The score indicates that the district’s anti-tobacco policy meets the department’s standards.
Recent measures taken by the district include a stricter disciplinary policy regarding vaping and the installation of vape detectors in all restrooms in each of the district’s four high schools. Such devices have proven effective in detecting vape fumes and sending immediate alerts to administrators.
Allisha Berendts, the district’s assistant director of student well-being, said those intervention efforts are coupled with education and awareness initiatives throughout the district.
“Hopefully, the more prevention we do, the less intervention that’s needed,” Berendts said.
The district includes anti-vaping and anti-tobacco curricula in high school and middle school health classes, along with presentations at the elementary level, said Katherine Branson, coordinator of student well-being.
She also pointed to targeted training for school nurses as an important step in identifying vape users.
Olentangy’s enhanced disciplinary policies, requiring students caught in possession of e-cigarettes, tobacco or vaping devices to receive a three-day, out-of-school suspension, include the opportunity to reduce punishment by participating in the American Lung Association’s INDEPTH program, led by Olentangy teachers.
INDEPTH is an acronym for the association’s Intervention for Nicotine Dependence: Education, Prevention, Tobacco and Health program.
“One of the targets of that program is to help students identify triggers for their vaping and to offer other suggestions for coping,” Berendts said.
“We do a lot of dialogue, a lot of talking about both the reasons for vaping but also things like the cost, how much students are paying for vaping,” said Mark Nori, who leads the INDEPTH program at Berlin High School.
“I decided to take it to limit my suspension, but I also learned a lot,” said Berlin sophomore Moses Murphy. “I’ve definitely changed my behaviors where I haven’t done vaping since and will even talk to my friends about it.”
Murphy said vaping is widespread among students and that he started vaping because of “peer pressure.”
“I just wanted to know what it was like because I knew people that were doing it,” he said. “I ended up doing it more, and I got caught at school.”
“Not everybody’s going to stop, but the byproduct is that they can become aware of other things in their life that might be an underlying problem,” Nori said.
That’s important in this time of pandemic, Berendts said.
“Mental health is always a focus, but people may be looking for ways to cope with some of the additional separation that comes with (COVID-19),” she said.
“If we look at students’ overall health and well-being, hopefully, we can not only try and prevent vaping but (also) other high-risk behaviors,” Branson said.
The district also participates in the Youth Vaping Task Force of the Delaware General Health District.
The task force, created in 2019 with support from an Ohio Department of Health grant, includes representation from health-care, school, government, business and other communities, said Jamaica Harper, a community-health specialist with the health district.
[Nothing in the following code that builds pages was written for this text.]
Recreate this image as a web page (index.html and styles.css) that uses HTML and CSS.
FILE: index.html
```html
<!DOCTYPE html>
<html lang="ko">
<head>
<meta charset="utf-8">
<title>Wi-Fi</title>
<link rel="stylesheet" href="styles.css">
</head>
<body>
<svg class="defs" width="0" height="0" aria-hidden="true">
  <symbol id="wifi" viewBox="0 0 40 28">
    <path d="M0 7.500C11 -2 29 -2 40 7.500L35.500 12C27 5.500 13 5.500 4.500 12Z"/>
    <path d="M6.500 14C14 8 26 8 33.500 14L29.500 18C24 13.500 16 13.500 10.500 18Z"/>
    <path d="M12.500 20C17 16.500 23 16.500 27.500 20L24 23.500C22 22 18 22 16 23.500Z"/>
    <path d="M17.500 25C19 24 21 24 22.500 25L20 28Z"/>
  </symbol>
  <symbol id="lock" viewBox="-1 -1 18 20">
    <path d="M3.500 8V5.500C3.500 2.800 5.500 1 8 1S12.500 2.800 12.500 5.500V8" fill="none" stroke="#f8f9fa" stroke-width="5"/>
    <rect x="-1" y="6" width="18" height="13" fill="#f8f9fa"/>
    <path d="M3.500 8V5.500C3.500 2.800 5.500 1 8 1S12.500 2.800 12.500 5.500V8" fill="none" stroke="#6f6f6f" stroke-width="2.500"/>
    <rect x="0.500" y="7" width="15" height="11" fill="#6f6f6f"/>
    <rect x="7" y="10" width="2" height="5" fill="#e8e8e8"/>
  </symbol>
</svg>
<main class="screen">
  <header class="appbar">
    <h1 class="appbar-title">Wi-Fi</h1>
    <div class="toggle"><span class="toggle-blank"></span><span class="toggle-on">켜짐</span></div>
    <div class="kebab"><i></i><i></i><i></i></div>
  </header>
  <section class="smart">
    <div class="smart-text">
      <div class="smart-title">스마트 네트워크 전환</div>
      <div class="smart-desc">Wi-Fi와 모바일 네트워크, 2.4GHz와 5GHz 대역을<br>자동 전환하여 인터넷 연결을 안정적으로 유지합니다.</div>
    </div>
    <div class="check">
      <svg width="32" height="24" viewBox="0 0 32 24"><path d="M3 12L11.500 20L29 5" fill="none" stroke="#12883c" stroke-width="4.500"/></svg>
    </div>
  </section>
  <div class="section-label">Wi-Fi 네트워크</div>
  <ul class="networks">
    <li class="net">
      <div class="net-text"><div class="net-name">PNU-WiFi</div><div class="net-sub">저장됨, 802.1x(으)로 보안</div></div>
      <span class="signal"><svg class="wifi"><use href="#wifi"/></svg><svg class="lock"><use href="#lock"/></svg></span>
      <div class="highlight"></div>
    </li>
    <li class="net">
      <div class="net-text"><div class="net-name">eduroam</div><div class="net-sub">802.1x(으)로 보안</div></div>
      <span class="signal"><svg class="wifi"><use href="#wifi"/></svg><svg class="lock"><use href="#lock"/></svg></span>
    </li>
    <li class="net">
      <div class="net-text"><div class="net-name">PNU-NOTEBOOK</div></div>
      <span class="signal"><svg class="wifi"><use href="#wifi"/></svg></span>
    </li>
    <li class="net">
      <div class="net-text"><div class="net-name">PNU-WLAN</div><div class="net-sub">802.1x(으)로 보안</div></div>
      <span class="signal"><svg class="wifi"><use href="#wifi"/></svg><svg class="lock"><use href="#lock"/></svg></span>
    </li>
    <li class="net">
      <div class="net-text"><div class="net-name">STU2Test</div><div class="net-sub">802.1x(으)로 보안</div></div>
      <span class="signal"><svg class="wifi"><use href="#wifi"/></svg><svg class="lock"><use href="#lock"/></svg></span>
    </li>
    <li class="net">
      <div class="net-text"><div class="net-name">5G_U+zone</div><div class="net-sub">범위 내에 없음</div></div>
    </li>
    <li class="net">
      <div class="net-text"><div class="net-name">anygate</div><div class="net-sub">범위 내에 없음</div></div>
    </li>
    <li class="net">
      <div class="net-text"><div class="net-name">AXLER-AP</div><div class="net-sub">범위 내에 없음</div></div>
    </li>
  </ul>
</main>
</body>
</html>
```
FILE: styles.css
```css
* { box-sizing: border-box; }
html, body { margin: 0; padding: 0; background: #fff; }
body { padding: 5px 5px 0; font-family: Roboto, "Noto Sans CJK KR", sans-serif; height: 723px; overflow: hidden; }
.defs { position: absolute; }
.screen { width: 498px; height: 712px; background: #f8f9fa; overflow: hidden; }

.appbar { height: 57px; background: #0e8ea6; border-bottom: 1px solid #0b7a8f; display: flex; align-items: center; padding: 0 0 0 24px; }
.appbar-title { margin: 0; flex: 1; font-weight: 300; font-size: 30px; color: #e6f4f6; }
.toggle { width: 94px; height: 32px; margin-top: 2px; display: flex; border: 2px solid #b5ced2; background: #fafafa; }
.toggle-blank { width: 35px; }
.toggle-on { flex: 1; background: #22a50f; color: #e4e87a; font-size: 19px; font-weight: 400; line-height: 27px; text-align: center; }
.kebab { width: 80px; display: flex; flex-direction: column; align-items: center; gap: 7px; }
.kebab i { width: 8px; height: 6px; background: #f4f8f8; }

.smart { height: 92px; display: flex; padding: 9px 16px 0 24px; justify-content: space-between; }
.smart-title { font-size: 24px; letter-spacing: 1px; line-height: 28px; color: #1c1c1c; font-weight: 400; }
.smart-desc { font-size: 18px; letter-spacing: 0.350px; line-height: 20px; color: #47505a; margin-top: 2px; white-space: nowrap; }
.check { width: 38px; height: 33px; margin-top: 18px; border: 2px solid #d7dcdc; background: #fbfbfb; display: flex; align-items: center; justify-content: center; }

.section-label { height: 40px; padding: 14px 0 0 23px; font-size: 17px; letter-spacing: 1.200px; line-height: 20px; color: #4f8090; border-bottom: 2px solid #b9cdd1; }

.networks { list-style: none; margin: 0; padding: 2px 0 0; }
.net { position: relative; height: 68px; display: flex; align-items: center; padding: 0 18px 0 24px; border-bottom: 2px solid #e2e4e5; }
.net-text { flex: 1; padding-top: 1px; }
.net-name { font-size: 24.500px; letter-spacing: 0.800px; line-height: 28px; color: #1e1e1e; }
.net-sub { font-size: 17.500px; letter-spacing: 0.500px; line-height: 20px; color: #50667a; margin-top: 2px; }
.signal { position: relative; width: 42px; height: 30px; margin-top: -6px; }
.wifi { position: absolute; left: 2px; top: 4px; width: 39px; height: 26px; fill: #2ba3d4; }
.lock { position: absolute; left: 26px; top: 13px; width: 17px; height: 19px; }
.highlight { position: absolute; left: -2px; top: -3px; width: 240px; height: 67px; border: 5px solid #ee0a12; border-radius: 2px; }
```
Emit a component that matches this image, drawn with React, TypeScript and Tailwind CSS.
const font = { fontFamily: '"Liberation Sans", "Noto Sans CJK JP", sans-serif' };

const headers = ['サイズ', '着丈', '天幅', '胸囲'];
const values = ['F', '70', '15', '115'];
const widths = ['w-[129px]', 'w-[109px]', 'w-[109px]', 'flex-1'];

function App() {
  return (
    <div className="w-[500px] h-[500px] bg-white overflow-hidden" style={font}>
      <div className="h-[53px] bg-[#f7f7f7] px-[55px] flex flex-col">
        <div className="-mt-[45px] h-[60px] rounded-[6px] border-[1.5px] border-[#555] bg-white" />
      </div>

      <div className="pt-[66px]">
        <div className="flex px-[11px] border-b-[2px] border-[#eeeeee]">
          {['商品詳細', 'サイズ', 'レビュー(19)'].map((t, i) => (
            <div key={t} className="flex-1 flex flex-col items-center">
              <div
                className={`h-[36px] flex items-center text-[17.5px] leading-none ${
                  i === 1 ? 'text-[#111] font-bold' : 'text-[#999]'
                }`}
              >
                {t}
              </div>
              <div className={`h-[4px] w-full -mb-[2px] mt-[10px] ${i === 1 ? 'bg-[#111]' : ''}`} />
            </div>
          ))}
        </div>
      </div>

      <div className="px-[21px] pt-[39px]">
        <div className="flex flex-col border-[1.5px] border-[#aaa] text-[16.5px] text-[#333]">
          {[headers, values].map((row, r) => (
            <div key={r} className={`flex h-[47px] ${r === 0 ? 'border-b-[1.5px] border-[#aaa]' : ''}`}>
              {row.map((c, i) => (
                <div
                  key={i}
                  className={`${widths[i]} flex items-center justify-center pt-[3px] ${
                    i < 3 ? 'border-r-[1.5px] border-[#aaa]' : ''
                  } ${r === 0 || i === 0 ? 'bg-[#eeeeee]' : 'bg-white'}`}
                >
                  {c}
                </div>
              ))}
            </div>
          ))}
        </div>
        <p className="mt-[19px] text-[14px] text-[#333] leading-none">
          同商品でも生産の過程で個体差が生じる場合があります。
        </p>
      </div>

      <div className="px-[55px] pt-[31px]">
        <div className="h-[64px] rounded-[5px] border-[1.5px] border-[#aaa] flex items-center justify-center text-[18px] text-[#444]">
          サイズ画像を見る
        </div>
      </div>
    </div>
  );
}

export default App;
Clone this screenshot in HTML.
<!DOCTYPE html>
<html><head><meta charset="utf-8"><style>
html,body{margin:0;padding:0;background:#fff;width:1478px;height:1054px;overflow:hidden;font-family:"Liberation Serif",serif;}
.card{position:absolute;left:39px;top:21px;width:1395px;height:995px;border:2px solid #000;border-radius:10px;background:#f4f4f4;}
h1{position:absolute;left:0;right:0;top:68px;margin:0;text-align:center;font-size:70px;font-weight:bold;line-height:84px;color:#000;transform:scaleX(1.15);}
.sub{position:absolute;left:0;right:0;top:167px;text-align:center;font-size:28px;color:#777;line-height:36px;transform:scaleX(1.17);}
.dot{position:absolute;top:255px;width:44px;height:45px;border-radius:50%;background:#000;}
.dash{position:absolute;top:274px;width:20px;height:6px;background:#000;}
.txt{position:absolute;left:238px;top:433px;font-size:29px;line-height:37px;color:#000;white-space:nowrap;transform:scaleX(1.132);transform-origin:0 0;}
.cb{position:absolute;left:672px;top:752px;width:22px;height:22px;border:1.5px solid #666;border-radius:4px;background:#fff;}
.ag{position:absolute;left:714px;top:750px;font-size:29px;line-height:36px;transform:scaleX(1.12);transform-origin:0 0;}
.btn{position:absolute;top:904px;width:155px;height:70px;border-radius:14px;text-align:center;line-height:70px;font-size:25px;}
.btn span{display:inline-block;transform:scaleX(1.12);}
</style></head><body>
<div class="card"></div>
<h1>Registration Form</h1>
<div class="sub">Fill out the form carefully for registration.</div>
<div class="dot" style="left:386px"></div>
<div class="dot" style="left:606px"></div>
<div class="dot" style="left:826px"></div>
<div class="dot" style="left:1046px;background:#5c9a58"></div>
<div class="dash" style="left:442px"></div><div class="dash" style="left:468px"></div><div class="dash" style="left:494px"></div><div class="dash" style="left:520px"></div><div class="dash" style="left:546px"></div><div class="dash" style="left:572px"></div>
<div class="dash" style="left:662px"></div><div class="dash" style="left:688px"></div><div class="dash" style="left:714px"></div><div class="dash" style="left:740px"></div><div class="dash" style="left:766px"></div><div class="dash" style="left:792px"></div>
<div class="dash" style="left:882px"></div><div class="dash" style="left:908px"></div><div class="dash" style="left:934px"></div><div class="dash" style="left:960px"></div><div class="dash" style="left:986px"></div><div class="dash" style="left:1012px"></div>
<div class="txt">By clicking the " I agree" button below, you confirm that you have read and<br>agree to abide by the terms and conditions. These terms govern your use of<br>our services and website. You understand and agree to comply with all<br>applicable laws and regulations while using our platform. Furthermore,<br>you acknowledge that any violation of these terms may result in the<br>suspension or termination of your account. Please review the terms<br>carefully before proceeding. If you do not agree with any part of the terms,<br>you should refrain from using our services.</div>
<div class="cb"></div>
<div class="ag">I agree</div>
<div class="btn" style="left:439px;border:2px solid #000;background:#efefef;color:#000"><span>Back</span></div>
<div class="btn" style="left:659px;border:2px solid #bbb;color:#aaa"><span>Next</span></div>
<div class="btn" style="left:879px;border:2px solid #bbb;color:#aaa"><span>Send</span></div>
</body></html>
“We’re providing resources and education but also trying to learn as much as we can by bringing these different areas together to try and improve vape prevention,” Harper said. “We want to continue to grow these efforts.”
Berendts said the key is to make anti-vaping efforts relational and not simply punitive.
“When students do make these choices, we want them to know there’s a support system in place,” she said.
Melanie Amato, press secretary for the Ohio Department of Health, said the department reaches out to the state’s school districts twice a year to assess their anti-tobacco policies. Districts are not required but are encouraged to adopt a 100% tobacco-free policy, she said.
The recent updates to Olentangy’s policy earned the district the A-plus score, she said.
“I am proud of the work that has been done in this area and the recognition of our efforts and investment by the Ohio Department of Health,” school board president Mindy Patrick.